The supervisory guidance was accompanied by a new knowledge base for credit institutions, and is part of the MNB’s efforts to raise climate and environmental awareness among Hungarian banks and to prepare them for potential changes to the European regulatory framework and European Banking Authority rules. However, while the MNB notes that banks are “obliged to comply with the relevant legal requirements,” so far the guidance remains voluntary.
The new “recommendation” was released at an online conference opened by Hungarian President InJános Áder and featuring senior managers of commercial banks and guest speakers from the WWF and Greenpeace. While giving a cautious welcome to the guidance, János Bálint Mező, the Executive Director of Greenpeace Hungary, made clear that this was only a first step, calling for the proposals to be made mandatory and to be applied not only to commercial banks, but also to the MNB itself.

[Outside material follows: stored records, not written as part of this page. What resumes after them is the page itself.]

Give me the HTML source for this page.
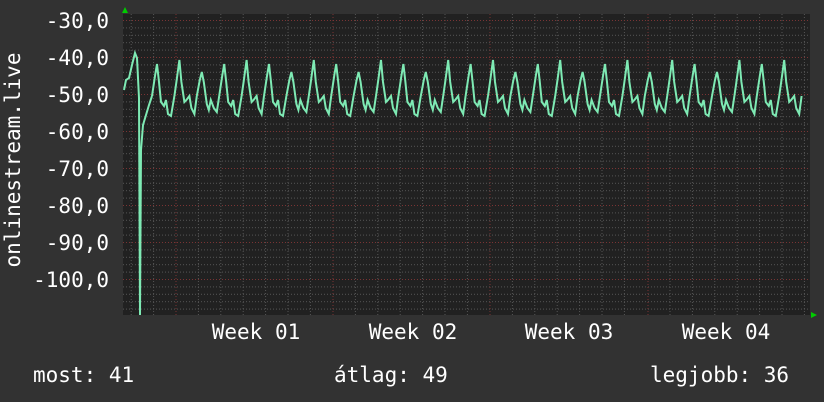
<!DOCTYPE html>
<html><head><meta charset="utf-8"><style>
body{margin:0;background:#323232;width:824px;height:402px;overflow:hidden}
svg{display:block}
text{font-family:"DejaVu Sans Mono","Liberation Mono",monospace;font-size:21px;fill:#fff}
</style></head><body>
<svg width="824" height="402" viewBox="0 0 824 402">
<defs>
<pattern id="minh" x="0" y="20" width="824" height="7.4" patternUnits="userSpaceOnUse">
<line x1="0" y1="0.5" x2="824" y2="0.5" stroke="#555" stroke-dasharray="1 2"/>
</pattern>
<path id="ca" d="M0,0 l3,-20 l2,-12 l2,18 l2,20 l3,4 l2,-6 l2,14 l3,2 l3.4,-20" fill="none" stroke="#7eeab4" stroke-width="2"/>
<path id="cb" d="M0,0 l2,-14 l3,-22 l2,22 l3,20 l2,-2 l3,-4 l2,12 l3,6 l2.4,-18" fill="none" stroke="#7eeab4" stroke-width="2"/>
<path id="cc" d="M0,0 l3,-16 l2,-8 l2,10 l3,22 l2,6 l2,-10 l3,8 l3,4 l2.4,-16" fill="none" stroke="#7eeab4" stroke-width="2"/>
</defs>
<rect x="123" y="14" width="687" height="301" fill="#212121"/>
<rect x="123" y="14" width="687" height="301" fill="url(#minh)"/>
<g stroke="#555" stroke-dasharray="1 2">
<line x1="131.2" y1="14" x2="131.2" y2="315"/><line x1="153.6" y1="14" x2="153.6" y2="315"/>
<line x1="198.4" y1="14" x2="198.4" y2="315"/><line x1="220.8" y1="14" x2="220.8" y2="315"/><line x1="243.2" y1="14" x2="243.2" y2="315"/><line x1="265.6" y1="14" x2="265.6" y2="315"/><line x1="288" y1="14" x2="288" y2="315"/><line x1="310.4" y1="14" x2="310.4" y2="315"/>
<line x1="355.4" y1="14" x2="355.4" y2="315"/><line x1="377.8" y1="14" x2="377.8" y2="315"/><line x1="400.2" y1="14" x2="400.2" y2="315"/><line x1="422.6" y1="14" x2="422.6" y2="315"/><line x1="445" y1="14" x2="445" y2="315"/><line x1="467.4" y1="14" x2="467.4" y2="315"/>
<line x1="512.4" y1="14" x2="512.4" y2="315"/><line x1="534.8" y1="14" x2="534.8" y2="315"/><line x1="557.2" y1="14" x2="557.2" y2="315"/><line x1="579.6" y1="14" x2="579.6" y2="315"/><line x1="602" y1="14" x2="602" y2="315"/><line x1="624.4" y1="14" x2="624.4" y2="315"/>
<line x1="670" y1="14" x2="670" y2="315"/><line x1="692.4" y1="14" x2="692.4" y2="315"/><line x1="714.8" y1="14" x2="714.8" y2="315"/><line x1="737.2" y1="14" x2="737.2" y2="315"/><line x1="759.6" y1="14" x2="759.6" y2="315"/><line x1="782" y1="14" x2="782" y2="315"/><line x1="804.4" y1="14" x2="804.4" y2="315"/>
</g>
<g stroke="#7a3434" stroke-dasharray="1 2">
<line x1="176" y1="14" x2="176" y2="315"/><line x1="333" y1="14" x2="333" y2="315"/><line x1="490" y1="14" x2="490" y2="315"/><line x1="648" y1="14" x2="648" y2="315"/>
<line x1="123" y1="20.5" x2="810" y2="20.5"/><line x1="123" y1="57.5" x2="810" y2="57.5"/><line x1="123" y1="94.5" x2="810" y2="94.5"/><line x1="123" y1="131.5" x2="810" y2="131.5"/><line x1="123" y1="168.5" x2="810" y2="168.5"/><line x1="123" y1="205.5" x2="810" y2="205.5"/><line x1="123" y1="242.5" x2="810" y2="242.5"/><line x1="123" y1="279.5" x2="810" y2="279.5"/>
</g>
<polyline points="124,90 126,80 129,78 132,65 135,53 137,58 139,98 140,315 141,150 143,125 146,115 149,105 152,96" fill="none" stroke="#7eeab4" stroke-width="2"/>
<g transform="translate(0,96)">
<use href="#ca" x="152"/><use href="#cb" x="174.4"/><use href="#cc" x="196.8"/><use href="#ca" x="219.2"/><use href="#cb" x="241.6"/><use href="#ca" x="264"/><use href="#cc" x="286.4"/><use href="#cb" x="308.8"/><use href="#ca" x="331.2"/><use href="#cc" x="353.6"/><use href="#cb" x="376"/><use href="#ca" x="398.4"/><use href="#cc" x="420.8"/><use href="#cb" x="443.2"/><use href="#ca" x="465.6"/><use href="#cb" x="488"/><use href="#cc" x="510.4"/><use href="#ca" x="532.8"/><use href="#cb" x="555.2"/><use href="#cc" x="577.6"/><use href="#ca" x="600"/><use href="#cb" x="622.4"/><use href="#cc" x="644.8"/><use href="#cb" x="667.2"/><use href="#ca" x="689.6"/><use href="#cc" x="712"/><use href="#cb" x="734.4"/><use href="#ca" x="756.8"/><use href="#cb" x="779.2"/>
</g>
<polygon points="122,13 125,7 128,13" fill="#0c0"/>
<polygon points="811,312 817,315 811,318" fill="#0c0"/>
<g text-anchor="end">
<text x="109" y="28">-30,0</text><text x="109" y="65">-40,0</text><text x="109" y="102">-50,0</text><text x="109" y="139">-60,0</text><text x="109" y="176">-70,0</text><text x="109" y="213">-80,0</text><text x="109" y="250">-90,0</text><text x="109" y="287">-100,0</text>
</g>
<text transform="translate(20,160) rotate(-90)" text-anchor="middle">onlinestream.live</text>
<g text-anchor="middle">
<text x="256" y="339">Week 01</text><text x="413" y="339">Week 02</text><text x="569" y="339">Week 03</text><text x="726" y="339">Week 04</text>
</g>
<text x="33" y="382">most: 41</text>
<text x="334" y="382">átlag: 49</text>
<text x="650" y="382">legjobb: 36</text>
</svg>
</body></html>
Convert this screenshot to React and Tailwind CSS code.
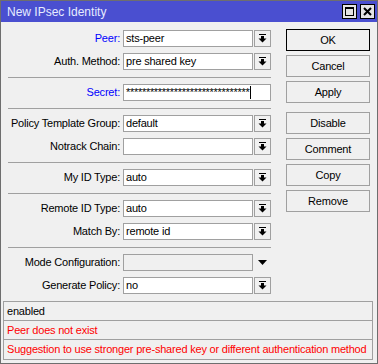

Mező also called for an end to “fossil financing” and to activities that destroy biodiversity, and noted the unique climate and environmental responsibilities of the MNB and the banks that it regulates. “Banks, financial institutions and governments are all responsible for getting us here by financing polluting and destructive industries,” he said in a Greenpeace Hungary press release. “But they also have a key role to play in making a real green turn in Hungary and around the world.”